A Generalisation of Ville's Inequality to Monotonic Lower Bounds and Thresholds

TL;DR

This paper extends Ville's inequality to monotonic bounds and thresholds, enabling more flexible anytime-valid methods for sequential analysis, and derives a finite-time law of the iterated logarithm.

Contribution

It generalizes Ville's inequality to monotonic curves, providing tight bounds and new tools for sequential probability analysis.

Findings

Bound is tight with an explicit supermartingale example

Derived a finite-time law of the iterated logarithm

Enables more flexible anytime-valid inference methods

Abstract

Essentially all anytime-valid methods hinge on Ville's inequality to gain validity across time without incurring a union bound. Ville's inequality is a proper generalisation of Markov's inequality.

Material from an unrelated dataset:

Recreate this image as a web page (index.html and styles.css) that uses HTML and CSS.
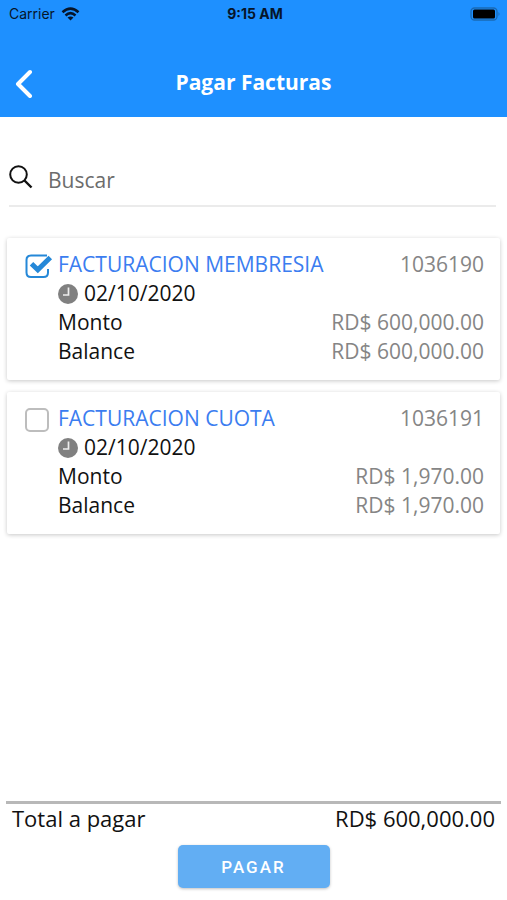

It states that a non-negative supermartingale will only ever reach a multiple of its initial value with small probability. In the classic rendering both the lower bound (of zero) and the threshold are constant in time. We generalise both to monotonic curves. That is, we bound the probability that a supermartingale which remains above a given decreasing curve exceeds a given increasing threshold curve. We show our bound is tight by exhibiting a supermartingale for which the bound is an equality. Using our generalisation, we derive a clean finite-time version of the law of the iterated logarithm.